For the case of the Milky Way, the larger of these satellites are the Large and Small Magellanic Clouds, pictured above. The Magellanic Clouds can be seen with the naked eye in Southern Latitudes, appearing like large, broken pieces of the Milky Way.
Beyond the Local Group
Beyond galactic clusters, clusters of galaxies in turn group together into superclusters. Superclusters in turn, are arranged in thread-like formations known as filaments. Filaments are the largest structures known in the Universe. At this scales, light takes a whopping several hundred million years to travel from one end to the other.
At this point, we have travelled up many hierarchies of celestial organisation. Stars like the Sun group into galaxies (or sometimes found in smaller groups called clusters within galaxies), galaxies group into clusters, clusters group into superclusters, and superclusters are arranged in filaments. Accordingly it is estimated that in total, the total number of stars are:
1,000,000,000,000,000,000,000,000 stars
Or a "1" with 24 zeros after it, remembering that each star is an entire Sun in its own right, possibly harbouring its own planets in their own star systems.
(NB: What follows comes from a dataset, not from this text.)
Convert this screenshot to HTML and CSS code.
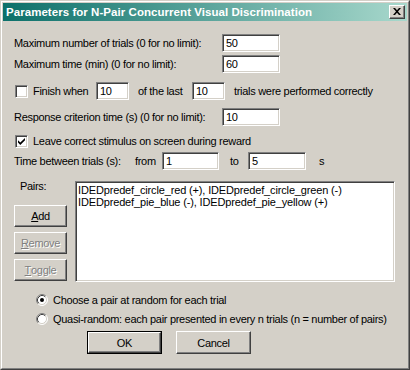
FILE: index.html
```html
<!DOCTYPE html>
<html>
<head>
<meta charset="utf-8">
<link rel="stylesheet" href="styles.css">
</head>
<body>
<div class="window">
  <div class="frame">
    <div class="titlebar">
      <span class="title">Parameters for N-Pair Concurrent Visual Discrimination</span>
      <span class="close"><svg width="8" height="7" viewBox="0 0 8 7"><path d="M0 0h2l2 2.2L6 0h2L5 3.5 8 7H6L4 4.8 2 7H0l3-3.5z" fill="#000"/></svg></span>
    </div>
    <div class="content">
      <div class="row row-a">
        <span class="lbl-wide">Maximum number of trials (0 for no limit):</span>
        <span class="field w58">50</span>
      </div>
      <div class="row row-b">
        <span class="lbl-wide">Maximum time (min) (0 for no limit):</span>
        <span class="field w58">60</span>
      </div>
      <div class="row row-c">
        <span class="check"></span>
        <span class="lbl-finish">Finish when</span>
        <span class="field w33">10</span>
        <span class="lbl-last">of the last</span>
        <span class="field w33">10</span>
        <span class="lbl-trials">trials were performed correctly</span>
      </div>
      <div class="row row-d">
        <span class="lbl-wide">Response criterion time (s) (0 for no limit):</span>
        <span class="field w58">10</span>
      </div>
      <div class="row row-e">
        <span class="check"><svg width="7" height="7" viewBox="0 0 7 7"><path d="M0 2.2l2.3 2.3L7 0v2.2L2.3 6.9 0 4.6z" fill="#000"/></svg></span>
        <span class="lbl-leave">Leave correct stimulus on screen during reward</span>
      </div>
      <div class="row row-f">
        <span class="lbl-between">Time between trials (s):</span>
        <span class="lbl-from">from</span>
        <span class="field w57">1</span>
        <span class="lbl-to">to</span>
        <span class="field w58">5</span>
        <span class="lbl-s">s</span>
      </div>
      <div class="pairs">
        <div class="pairs-side">
          <span class="lbl-pairs">Pairs:</span>
          <span class="btn btn-add"><u>A</u>dd</span>
          <span class="btn btn-side disabled"><u>R</u>emove</span>
          <span class="btn btn-side disabled"><u>T</u>oggle</span>
        </div>
        <div class="listbox">
          <div class="item">IDEDpredef_circle_red (+), IDEDpredef_circle_green (-)</div>
          <div class="item">IDEDpredef_pie_blue (-), IDEDpredef_pie_yellow (+)</div>
        </div>
      </div>
      <div class="row radio-row radio-1">
        <svg class="radio" width="12" height="12" viewBox="0 0 12 12">
          <circle cx="6" cy="6" r="5" fill="#fff"/>
          <path d="M2.11 9.89A5.5 5.5 0 0 1 9.89 2.11" fill="none" stroke="#808080"/>
          <path d="M9.89 2.11A5.5 5.5 0 0 1 2.11 9.89" fill="none" stroke="#fff"/>
          <path d="M2.82 9.18A4.5 4.5 0 0 1 9.18 2.82" fill="none" stroke="#404040"/>
          <path d="M9.18 2.82A4.5 4.5 0 0 1 2.82 9.18" fill="none" stroke="#d4d0c8"/>
          <circle cx="6" cy="6" r="2" fill="#000"/>
        </svg>
        <span>Choose a pair at random for each trial</span>
      </div>
      <div class="row radio-row radio-2">
        <svg class="radio" width="12" height="12" viewBox="0 0 12 12">
          <circle cx="6" cy="6" r="5" fill="#fff"/>
          <path d="M2.11 9.89A5.5 5.5 0 0 1 9.89 2.11" fill="none" stroke="#808080"/>
          <path d="M9.89 2.11A5.5 5.5 0 0 1 2.11 9.89" fill="none" stroke="#fff"/>
          <path d="M2.82 9.18A4.5 4.5 0 0 1 9.18 2.82" fill="none" stroke="#404040"/>
          <path d="M9.18 2.82A4.5 4.5 0 0 1 2.82 9.18" fill="none" stroke="#d4d0c8"/>
        </svg>
        <span>Quasi-random: each pair presented in every n trials (n = number of pairs)</span>
      </div>
      <div class="actions">
        <span class="default-wrap"><span class="btn btn-dlg">OK</span></span>
        <span class="btn btn-dlg btn-cancel">Cancel</span>
      </div>
    </div>
  </div>
</div>
</body>
</html>
```
FILE: styles.css
```css
* { box-sizing: border-box; }

body {
  margin: 0;
  background: #d4d0c8;
  font-family: "Liberation Sans", Arial, sans-serif;
  font-size: 11px;
  letter-spacing: -0.3px;
  color: #000;
}

.window {
  width: 410px;
  height: 370px;
  background: #d4d0c8;
  border: 1px solid;
  border-color: #d4d0c8 #404040 #404040 #d4d0c8;
}

.frame {
  height: 100%;
  border: 1px solid;
  border-color: #ffffff #808080 #808080 #ffffff;
  padding: 1px;
  display: flex;
  flex-direction: column;
}

.titlebar {
  height: 18px;
  flex: none;
  background: linear-gradient(to right, #0c706a, #a8d8cc);
  display: flex;
  align-items: center;
  justify-content: space-between;
  padding: 0 2px 0 3px;
}

.title {
  color: #fff;
  font-weight: bold;
  font-size: 11.5px;
  letter-spacing: 0.05px;
}

.close {
  width: 16px;
  height: 14px;
  background: #d4d0c8;
  border: 1px solid;
  border-color: #fff #404040 #404040 #fff;
  box-shadow: inset -1px -1px #808080;
  display: flex;
  align-items: center;
  justify-content: center;
  padding: 0 1px 1px 0;
}

.content {
  flex: 1;
  display: flex;
  flex-direction: column;
  padding-left: 11px;
}

.row {
  display: flex;
  align-items: center;
  height: 18px;
  flex: none;
  white-space: nowrap;
}

.row-a { margin-top: 13px; }
.row-b { margin-top: 3px; }
.row-c { margin-top: 9px; }
.row-d { margin-top: 8px; }
.row-e { margin-top: 6px; }
.row-f { margin-top: 2px; }

.lbl-wide { width: 208px; }

.field {
  height: 18px;
  background: #fff;
  border: 1px solid;
  border-color: #808080 #fff #fff #808080;
  box-shadow: inset 1px 1px #404040, inset -1px -1px #d4d0c8;
  padding: 0 3px;
  line-height: 16px;
}

.w58 { width: 58px; }
.w57 { width: 57px; }
.w33 { width: 33px; }

.check {
  width: 13px;
  height: 13px;
  margin-left: 1px;
  margin-right: 5px;
  background: #fff;
  border: 1px solid;
  border-color: #808080 #fff #fff #808080;
  box-shadow: inset 1px 1px #404040, inset -1px -1px #d4d0c8;
  display: flex;
  align-items: center;
  justify-content: center;
}

.lbl-finish { width: 63px; }
.lbl-last { margin-left: 9px; width: 54px; }
.lbl-trials { margin-left: 9px; }

.lbl-between { width: 121px; }
.lbl-from { width: 27px; }
.lbl-to { margin-left: 11px; width: 18px; }
.lbl-s { margin-left: 13px; }

.pairs {
  display: flex;
  height: 101px;
  margin-top: 11px;
  flex: none;
}

.pairs-side {
  width: 61px;
  display: flex;
  flex-direction: column;
}

.lbl-pairs {
  margin-left: 6px;
  margin-top: -1px;
  height: 13px;
  line-height: 13px;
}

.btn {
  display: flex;
  align-items: center;
  justify-content: center;
  background: #d4d0c8;
  border: 1px solid;
  border-color: #fff #404040 #404040 #fff;
  box-shadow: inset -1px -1px #808080;
}

.btn-add, .btn-side {
  width: 53px;
  height: 22px;
}

.btn-add { margin-top: 12px; }
.btn-side { margin-top: 5px; }

.disabled {
  color: #808080;
  text-shadow: 1px 1px 0 #fff;
}

.listbox {
  width: 320px;
  height: 101px;
  background: #fff;
  border: 1px solid;
  border-color: #808080 #fff #fff #808080;
  box-shadow: inset 1px 1px #404040, inset -1px -1px #d4d0c8;
  padding: 2px 2px;
  white-space: nowrap;
  letter-spacing: -0.15px;
}

.item {
  height: 12px;
  line-height: 12px;
}

.radio-row { margin-left: 22px; }
.radio { margin-right: 5px; flex: none; }
.radio-1 { margin-top: 9px; }
.radio-2 { margin-top: 1px; }

.actions {
  display: flex;
  margin-top: 3px;
  margin-left: 73px;
  gap: 14px;
}

.default-wrap {
  display: flex;
  border: 1px solid #000;
  width: 75px;
  height: 23px;
}

.default-wrap .btn-dlg { width: 73px; height: 21px; }

.btn-dlg { width: 75px; height: 23px; }
```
More stars exist than the number of grains of sand on the Earth combined, and the scale of things beyond our tiny planet is beyond any ordinary human comprehension.
We are truly located in a very unremarkable place in the Universe, a fledgling species that is only beginning to look beyond the shores into the 'grand cosmic ocean'. While we will almost certainly never visit all but the closest worlds out there, this picture of the cosmos given by modern science is a testament to our desire to explore the great unknown.